Terras férteis em disputa
Para entender essa miríade de identidades que convivem em só país, é preciso voltar milhares de ano na História. As primeiras cidades surgiram na região do chamado Crescente Fértil por volta de 10.000 a.C. Todas as grandes civilizações antigas, de sumérios a egípcios, passando por hititas, babilônios, fenícios e persas, lutaram pelas terras férteis e estratégicas, bem no encontro entre Ásia, África e Europa. Em 333 a.C., foi a vez do rei macedônio Alexandre, o Grande, conquistar o território. Dos gregos surgiu a palavra “Síria”, que, na época, incluía a atual Síria, Líbano, Israel, Cisjordânia e Faixa de Gaza, Jordânia e partes da Turquia e do Iraque.
Mas a dominação estrangeira não parou por aí. Em 64 a.C. os romanos se tornaram senhores da Síria. A região seria crucial para o desenvolvimento do cristianismo. Foi no caminho para Damasco que o turco Saulo de Tarso teve uma visão e se transformou no apóstolo Paulo. No século IV, o cristianismo se tornou a religião oficial do Império Romano e a Síria passou a ser o centro do mundo cristão. Outra grande mudança, no entanto, balançou os sírios no século VII: a conquista muçulmana em 634 d.C. Damasco passou, de coração do cristianismo, para coração do império islâmico.
Pouco depois, começaram as picuinhas internas dentro do próprio Islã - divisões fundamentais para entender o atual conflito sírio. Os muçulmanos se dividiram em sunitas e xiitas, divergindo sobre a sucessão do Profeta Maomé depois de sua morte. A rixa, que dura até hoje, levou a uma época de caos na Síria. O enfraquecimento interno levou à conquista pelos abássidas, em 750 d.C, quando a capital do império islâmico foi transferida para Bagdá. Seguiu-se a esse baque longos períodos de anarquia e mais conquistas estrangeiras (bizantinos e turcos selêucidas, entre outros). Sem contar as Cruzadas (partes da Síria se tornaram “Estados cruzados” entre os séculos XII e XIII). Com o fim da presença cristã europeia, passaram pela região estratégica mongóis, turco-otomanos e, finalmente, franceses.

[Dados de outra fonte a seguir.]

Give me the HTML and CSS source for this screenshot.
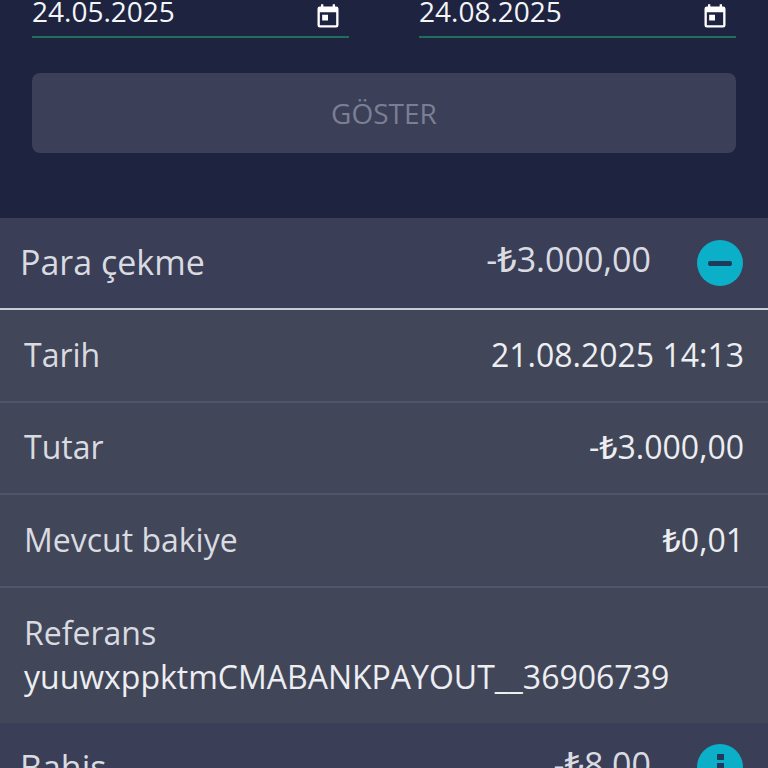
FILE: index.html
```html
<!DOCTYPE html>
<html lang="en">
<head>
    <meta charset="UTF-8">
    <meta name="viewport" content="width=device-width, initial-scale=1.0">
    <title>Hesap hareketleri</title>
    <link rel="stylesheet" href="styles.css">
</head>
<body>
    <div class="filter">
        <div class="dates">
            <div class="date-field">
                <span>24.05.2025</span>
                <svg class="cal" viewBox="0 0 24 24"><path d="M19 3h-1V1h-2v2H8V1H6v2H5a2 2 0 0 0-2 2v14a2 2 0 0 0 2 2h14a2 2 0 0 0 2-2V5a2 2 0 0 0-2-2zm0 16H5V8h14v11zM7 10h5v5H7z"/></svg>
            </div>
            <div class="date-field">
                <span>24.08.2025</span>
                <svg class="cal" viewBox="0 0 24 24"><path d="M19 3h-1V1h-2v2H8V1H6v2H5a2 2 0 0 0-2 2v14a2 2 0 0 0 2 2h14a2 2 0 0 0 2-2V5a2 2 0 0 0-2-2zm0 16H5V8h14v11zM7 10h5v5H7z"/></svg>
            </div>
        </div>
        <button class="show-btn" disabled>GÖSTER</button>
    </div>

    <div class="tx-head open">
        <span class="tx-name">Para çekme</span>
        <span class="tx-sum">-<b class="lira">₺</b>3.000,00</span>
        <span class="round-btn"><span class="minus"></span></span>
    </div>
    <div class="tx-body">
        <div class="row"><span>Tarih</span><span class="val">21.08.2025 14:13</span></div>
        <div class="row"><span>Tutar</span><span class="val">-<b class="lira">₺</b>3.000,00</span></div>
        <div class="row"><span>Mevcut bakiye</span><span class="val"><b class="lira">₺</b>0,01</span></div>
        <div class="row ref">
            <span>Referans</span>
            <span class="val">yuuwxppktmCMABANKPAYOUT__36906739</span>
        </div>
    </div>

    <div class="tx-head">
        <span class="tx-name">Bahis</span>
        <span class="tx-sum">-<b class="lira">₺</b>8,00</span>
        <span class="round-btn info"><span class="info-dot"></span><span class="info-bar"></span></span>
    </div>
</body>
</html>
```

FILE: styles.css
```css
body {
    margin: 0;
    height: 768px;
    overflow: hidden;
    background-color: #1e2340;
    color: #d9dbe1;
    font-family: "Open Sans", "Noto Sans", sans-serif;
}

.filter {
    height: 218px;
    padding: 0 32px;
    box-sizing: border-box;
}

.dates {
    display: grid;
    grid-template-columns: 317px 317px;
    column-gap: 70px;
}

.date-field {
    height: 36px;
    border-bottom: 2px solid #1f6f5c;
    display: flex;
    justify-content: space-between;
    align-items: flex-start;
    color: #f4f5f7;
    font-size: 28px;
    line-height: 23px;
}

.cal {
    width: 28px;
    height: 28px;
    margin: 3px 7px 0 0;
    fill: #fff;
}

.show-btn {
    display: block;
    width: 100%;
    height: 80px;
    margin-top: 35px;
    padding: 0;
    border: none;
    border-radius: 8px;
    background-color: #3b3f58;
    color: #7b7f92;
    font-family: inherit;
    font-size: 28px;
}

.tx-head {
    height: 90px;
    padding: 0 25px 0 20px;
    display: flex;
    align-items: center;
    background-color: #3a3e56;
    font-size: 34px;
}

.tx-head.open {
    border-bottom: 2px solid #c9ccd4;
}

.tx-name {
    flex: 1;
    margin-bottom: 2px;
}

.tx-sum {
    margin: 0 46px 8px 0;
}

.lira {
    font-weight: 500;
}

.round-btn {
    width: 46px;
    height: 46px;
    border-radius: 50%;
    background-color: #0bb0c8;
    display: flex;
    flex-direction: column;
    align-items: center;
    justify-content: center;
}

.round-btn.info {
    margin-bottom: 2px;
}

.minus {
    width: 24px;
    height: 5px;
    border-radius: 2px;
    background-color: #1f3a5c;
}

.info-dot {
    width: 7px;
    height: 6px;
    margin-bottom: 3px;
    background-color: #1f3a5c;
}

.info-bar {
    width: 7px;
    height: 17px;
    background-color: #1f3a5c;
}

.tx-body {
    background-color: #424659;
}

.row {
    height: 92.67px;
    padding: 0 24px 2px;
    box-sizing: border-box;
    display: flex;
    justify-content: space-between;
    align-items: center;
    border-bottom: 2px solid #50556a;
    font-size: 32px;
}

.val {
    color: #eceef1;
}

.row.ref {
    height: 135px;
    display: block;
    padding-top: 23px;
    border-bottom: none;
    line-height: 44px;
}

.row.ref span {
    display: block;
}
```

Sem tato quanto a milênios de História, que espalharam comunidades distintas e antagônicas na Síria, os franceses, depois da Primeira Guerra, dividiram o país em três regiões autônomas, com áreas específicas para alauitas e drusos. Fora isso, separaram uma parte costeira para a criação do Líbano. Revoltada, a população local, que chamava a dominação francesa de “estupro”, ensaiou uma revolta em 1925, suprimida violentamente dois anos depois. Os franceses só deixaram a Síria depois da Segunda Guerra Mundial. Em 17 de abril 1946, o país finalmente proclamou sua independência. Mas as divisões internas nunca acabaram.
Nem a era republicana levou à calmaria. A política interna síria foi marcada por revoltas e conflitos. Para se ter uma ideia, entre 1946 e 1956, a Síria teve 20 governos diferentes e quatro esboços de constituição. A fracassada guerra de 1948 contra a criação de Israel não ajudou a estabilizar o país. Só em 1949, houve três golpes de estado. Nos anos 50, a Guerra Fria levou a um período de influência comunista, juntamente com um aumento da influência do movimento pan-arabista do presidente egípcio Gamal Abdel Nasser - que pregava uma união entre países árabes. Em 1958, Síria e Egito chegaram a anunciar a criação da República Árabe Unida (RAU), mas a iniciativa durou apenas três anos.
A essa altura, cansados da instabilidade política, muitos sírios aceitaram a ditadura de Hafez al-Assad, até mesmo a maioria sunita. Realmente, por 30 anos, houve estabilidade política, o que ajudou num certo florescimento econômico. Mas, junto com a estabilidade, veio a repressão violenta. Com Bashar al-Assad, que assumiu o cargo em 2000, não foi diferente. E analistas do centro de pesquisas alertam para uma piora na situação com uma eventual queda do regime. Os rebeldes do Exercito Livre Sírio, a maior força de oposição, são divididos num sem número de facções. As disputas devem ainda continuar por muitos anos.